Glossary term

Interest Rate Swap

An interest rate swap is a derivatives contract in which two parties exchange interest payments, often fixed-rate payments for floating-rate payments.

Updated

May 17, 2026

Read time

2 min read

What Is an Interest Rate Swap?

An interest rate swap is a derivatives contract in which two parties exchange interest-payment obligations on a notional amount. The most common structure swaps a fixed interest rate for a floating interest rate, without exchanging the underlying principal.

Companies, banks, governments, and institutional investors use swaps to manage interest-rate exposure. A borrower with floating-rate debt may use a swap to create more predictable fixed-rate payments, while another party may prefer floating-rate exposure.

Key Takeaways

  • An interest rate swap exchanges one stream of interest payments for another.
  • The most common form is fixed-for-floating, based on a notional principal amount.
  • Swaps can hedge interest-rate risk or create targeted exposure to rate changes.
  • The contract introduces counterparty, valuation, collateral, and documentation risk.

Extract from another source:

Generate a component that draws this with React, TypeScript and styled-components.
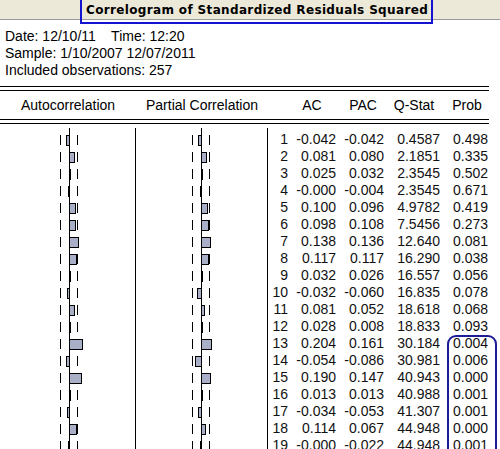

Fixed-for-Floating Structure

In a plain-vanilla interest rate swap, one party pays a fixed rate and receives a floating rate, while the other party pays the floating rate and receives the fixed rate. Payments are calculated on a notional amount, such as $10 million, but that principal is normally not exchanged.

The floating rate may reference a benchmark such as SOFR or another agreed rate. Payments are usually netted, meaning only the difference between the two calculated payment amounts changes hands on each settlement date.

Swap Element

Practical Meaning

Notional amount

The reference amount used to calculate payments.

Fixed leg

The payment stream based on a set interest rate.

Floating leg

The payment stream that resets with a benchmark rate.

Settlement dates

The schedule for comparing and netting payments.

Main Risks

A swap can reduce one kind of risk while adding another. A fixed-rate payer may gain payment certainty, but the swap can lose value if rates move differently than expected. The parties also face counterparty risk, collateral calls, documentation obligations, and early-termination costs.

For investors, interest rate swaps show up inside bond funds, bank balance sheets, structured products, and institutional hedging programs. The swap itself may not be visible to a retail investor unless it appears in fund disclosures, but it can affect a fund's duration, income, leverage, and sensitivity to rate changes.

The Bottom Line

An interest rate swap is a contract for exchanging interest-rate exposure. It can make cash flows more predictable or reshape a portfolio's rate sensitivity, but it is still a derivative that depends on contract terms, collateral, and counterparty strength.